Seated in the packed nave we recalled the generosity of Purcell’s teacher, John Blow in giving his office away to his pupil at the age of twenty – and then succeeding him in the post again in 1695. Blow composed an Ode on the death of Mr Purcell which incidentally, in the setting of the composer’s name shows us that the correct pronouncement is Purcell and not Purcell. Alas this subtlety had not reached the lady chaplain who before the music began, welcomed us to the concert of music by Purcell. Tut tut!

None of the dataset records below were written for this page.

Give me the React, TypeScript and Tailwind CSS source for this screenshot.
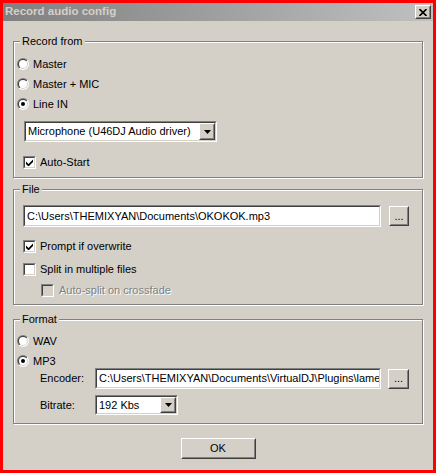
import React from "react";

function Sunken({ className = "", inner = "bg-white", children }: { className?: string; inner?: string; children?: React.ReactNode }) {
  return (
    <div className={`border border-t-[#808080] border-l-[#808080] border-b-white border-r-white ${className}`}>
      <div className={`flex h-full w-full items-center overflow-hidden border border-t-[#404040] border-l-[#404040] border-b-[#d4d0c8] border-r-[#d4d0c8] ${inner}`}>
        {children}
      </div>
    </div>
  );
}

function Raised({ className = "", children }: { className?: string; children?: React.ReactNode }) {
  return (
    <div className={`shrink-0 border border-t-white border-l-white border-b-[#404040] border-r-[#404040] bg-[#d4d0c8] ${className}`}>
      <div className="flex h-full w-full items-center justify-center border border-t-[#d4d0c8] border-l-[#d4d0c8] border-b-[#808080] border-r-[#808080]">
        {children}
      </div>
    </div>
  );
}

function Radio({ checked }: { checked?: boolean }) {
  return (
    <svg width="12" height="12" viewBox="0 0 12 12" className="shrink-0">
      <defs>
        <linearGradient id="rOuter" x1="0" y1="0" x2="1" y2="1">
          <stop offset="0.5" stopColor="#808080" />
          <stop offset="0.5" stopColor="#ffffff" />
        </linearGradient>
        <linearGradient id="rInner" x1="0" y1="0" x2="1" y2="1">
          <stop offset="0.5" stopColor="#404040" />
          <stop offset="0.5" stopColor="#d4d0c8" />
        </linearGradient>
      </defs>
      <circle cx="6" cy="6" r="6" fill="url(#rOuter)" />
      <circle cx="6" cy="6" r="5" fill="url(#rInner)" />
      <circle cx="6" cy="6" r="4" fill="#ffffff" />
      {checked && <circle cx="6" cy="6" r="2" fill="#000000" />}
    </svg>
  );
}

function Check({ checked, disabled }: { checked?: boolean; disabled?: boolean }) {
  return (
    <Sunken className="h-[13px] w-[13px] shrink-0" inner={`justify-center ${disabled ? "bg-[#d4d0c8]" : "bg-white"}`}>
      {checked && (
        <svg width="7" height="7" viewBox="0 0 7 7">
          <polygon points="0,2.5 2.5,5 7,0.5 7,3 2.5,7.5 0,5" fill="#000000" />
        </svg>
      )}
    </Sunken>
  );
}

function Arrow() {
  return (
    <svg width="7" height="4" viewBox="0 0 7 4">
      <polygon points="0,0 7,0 3.5,4" fill="#000000" />
    </svg>
  );
}

function Select({ value, className = "" }: { value: string; className?: string }) {
  return (
    <Sunken className={className}>
      <span className="min-w-0 flex-1 overflow-hidden whitespace-nowrap pl-[2px]">{value}</span>
      <Raised className="h-full w-[16px]">
        <Arrow />
      </Raised>
    </Sunken>
  );
}

function Group({ title, className = "", children }: { title: string; className?: string; children?: React.ReactNode }) {
  return (
    <fieldset className={`border border-[#808080] shadow-[1px_1px_0_white,inset_1px_1px_0_white] ${className}`}>
      <legend className="ml-[6px] bg-[#d4d0c8] px-[2px] leading-[14px]">{title}</legend>
      {children}
    </fieldset>
  );
}

export default function App() {
  return (
    <div className="h-[473px] w-[436px] border-[3px] border-[#ff0000] bg-[#d4d0c8] font-['Liberation_Sans',Arial,sans-serif] text-[11px] text-black">
      <div className="flex h-[18px] items-center justify-between bg-linear-to-r from-[#808080] to-[#c0c0c0] px-[2px]">
        <span className="text-[11.5px] font-bold text-[#d4d0c8]">Record audio config</span>
        <Raised className="h-[14px] w-[16px]">
          <svg width="8" height="7" viewBox="0 0 8 7">
            <path d="M0.5 0 L7.5 7 M7.5 0 L0.5 7" stroke="#000000" strokeWidth="1.6" />
          </svg>
        </Raised>
      </div>

      <div className="px-[10px] pt-[13px]">
        <Group title="Record from" className="pb-[5px]">
          <div className="mt-[6px] flex h-[20px] items-center pl-[3px]">
            <Radio />
            <span className="ml-[4px]">Master</span>
          </div>
          <div className="flex h-[20px] items-center pl-[3px]">
            <Radio />
            <span className="ml-[4px]">Master + MIC</span>
          </div>
          <div className="flex h-[20px] items-center pl-[3px]">
            <Radio checked />
            <span className="ml-[4px]">Line IN</span>
          </div>
          <Select value="Microphone (U46DJ Audio driver)" className="ml-[10px] mt-[7px] h-[21px] w-[193px]" />
          <div className="mt-[10px] flex h-[20px] items-center pl-[9px]">
            <Check checked />
            <span className="ml-[4px]">Auto-Start</span>
          </div>
        </Group>

        <Group title="File" className="mt-[4px] pb-[4px]">
          <div className="mt-[9px] flex h-[22px] items-center pl-[9px]">
            <Sunken className="h-[22px] w-[358px]">
              <span className="pl-[2px]">{"C:\\Users\\THEMIXYAN\\Documents\\OKOKOK.mp3"}</span>
            </Sunken>
            <Raised className="ml-[8px] h-[20px] w-[20px]">
              <span className="leading-none">...</span>
            </Raised>
          </div>
          <div className="mt-[9px] flex h-[20px] items-center pl-[9px]">
            <Check checked />
            <span className="ml-[4px]">Prompt if overwrite</span>
          </div>
          <div className="mt-[3px] flex h-[20px] items-center pl-[9px]">
            <Check />
            <span className="ml-[4px]">Split in multiple files</span>
          </div>
          <div className="mt-[1px] flex h-[20px] items-center pl-[27px]">
            <Check disabled />
            <span className="ml-[5px] text-[#808080] [text-shadow:1px_1px_0_white]">Auto-split on crossfade</span>
          </div>
        </Group>

        <Group title="Format" className="mt-[7px] pb-[8px]">
          <div className="mt-[8px] flex h-[14px] items-center pl-[3px]">
            <Radio />
            <span className="ml-[4px]">WAV</span>
          </div>
          <div className="mt-[6px] flex h-[14px] items-center pl-[3px]">
            <Radio checked />
            <span className="ml-[4px]">MP3</span>
          </div>
          <div className="flex h-[21px] items-center pl-[26px]">
            <span className="w-[55px]">Encoder:</span>
            <Sunken className="h-[21px] w-[286px]">
              <span className="min-w-0 overflow-hidden whitespace-nowrap pl-[2px]">
                {"C:\\Users\\THEMIXYAN\\Documents\\VirtualDJ\\Plugins\\lame_e"}
              </span>
            </Sunken>
            <Raised className="ml-[7px] h-[20px] w-[21px]">
              <span className="leading-none">...</span>
            </Raised>
          </div>
          <div className="mt-[6px] flex h-[20px] items-center pl-[26px]">
            <span className="w-[55px]">Bitrate:</span>
            <Select value="192 Kbs" className="h-[20px] w-[83px]" />
          </div>
        </Group>

        <div className="mt-[14px] flex justify-center">
          <Raised className="h-[21px] w-[75px]">
            <span>OK</span>
          </Raised>
        </div>
      </div>
    </div>
  );
}
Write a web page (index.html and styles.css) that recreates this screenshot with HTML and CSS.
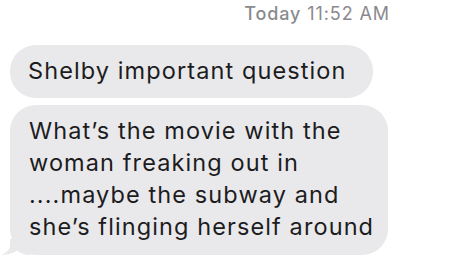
FILE: index.html
```html
<!DOCTYPE html>
<html>

<head>
    <meta charset="utf-8">
    <title>Messages</title>
    <link rel="stylesheet" href="styles.css">
</head>

<body>
    <div class="thread">
        <div class="stamp"><b>Today</b> 11:52 AM</div>

        <div class="msg">
            <div class="bubble">Shelby important question</div>
        </div>
        <div class="msg">
            <div class="bubble last">What’s the movie with the woman freaking out in ....maybe the subway and she’s flinging herself around
                <svg class="tail" width="30" height="16" viewBox="0 0 30 16">
                    <path d="M10 0 L10 6 C10 11 6 14 1 15.6 C7 16.2 13 14.5 17 11.5 C20 14 24 16 30 16 L30 0 Z" />
                </svg>
            </div>
        </div>
    </div>
</body>

</html>
```

FILE: styles.css
```css
body {
    margin: 0;
    background: #ffffff;
    font-family: Inter, "Liberation Sans", sans-serif;
}

.thread {
    padding: 3px 0 0 10px;
}

.stamp {
    font-size: 18px;
    line-height: 22px;
    letter-spacing: 0.9px;
    color: #8a8a8e;
    text-align: right;
    padding-right: 61px;
    margin-bottom: 20px;
}

.stamp b {
    font-weight: 500;
}

.msg {
    margin-bottom: 7px;
}

.bubble {
    position: relative;
    display: inline-block;
    box-sizing: border-box;
    background: #e9e9eb;
    color: #1c1c1e;
    font-size: 23.5px;
    line-height: 32px;
    letter-spacing: 1.1px;
    padding: 10px 26px 11px 18px;
    border-radius: 26px;
}

.bubble.last {
    width: 378px;
    padding: 10px 8px 12px 19px;
}

.tail {
    position: absolute;
    left: -10px;
    bottom: 0;
    fill: #e9e9eb;
}
```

This however was the only tiny blot on the evenings splendour of a tribute to our beloved British worthy whose plaque in the Abbey reminds us that he “left this life, And is gone to that Blessed Place where only his Harmony can be Exceeded” (the dubious grammar is sometimes attributed to John Dryden).

Speaking of plaques, last week an elegant stone was here unveiled to the founders of British Ballet. Ninette de Valois, Frederick Ashton, Constant Lambert and Margot Fonteyn. It is to be found on the west side of the choir, near to Charles Dickens.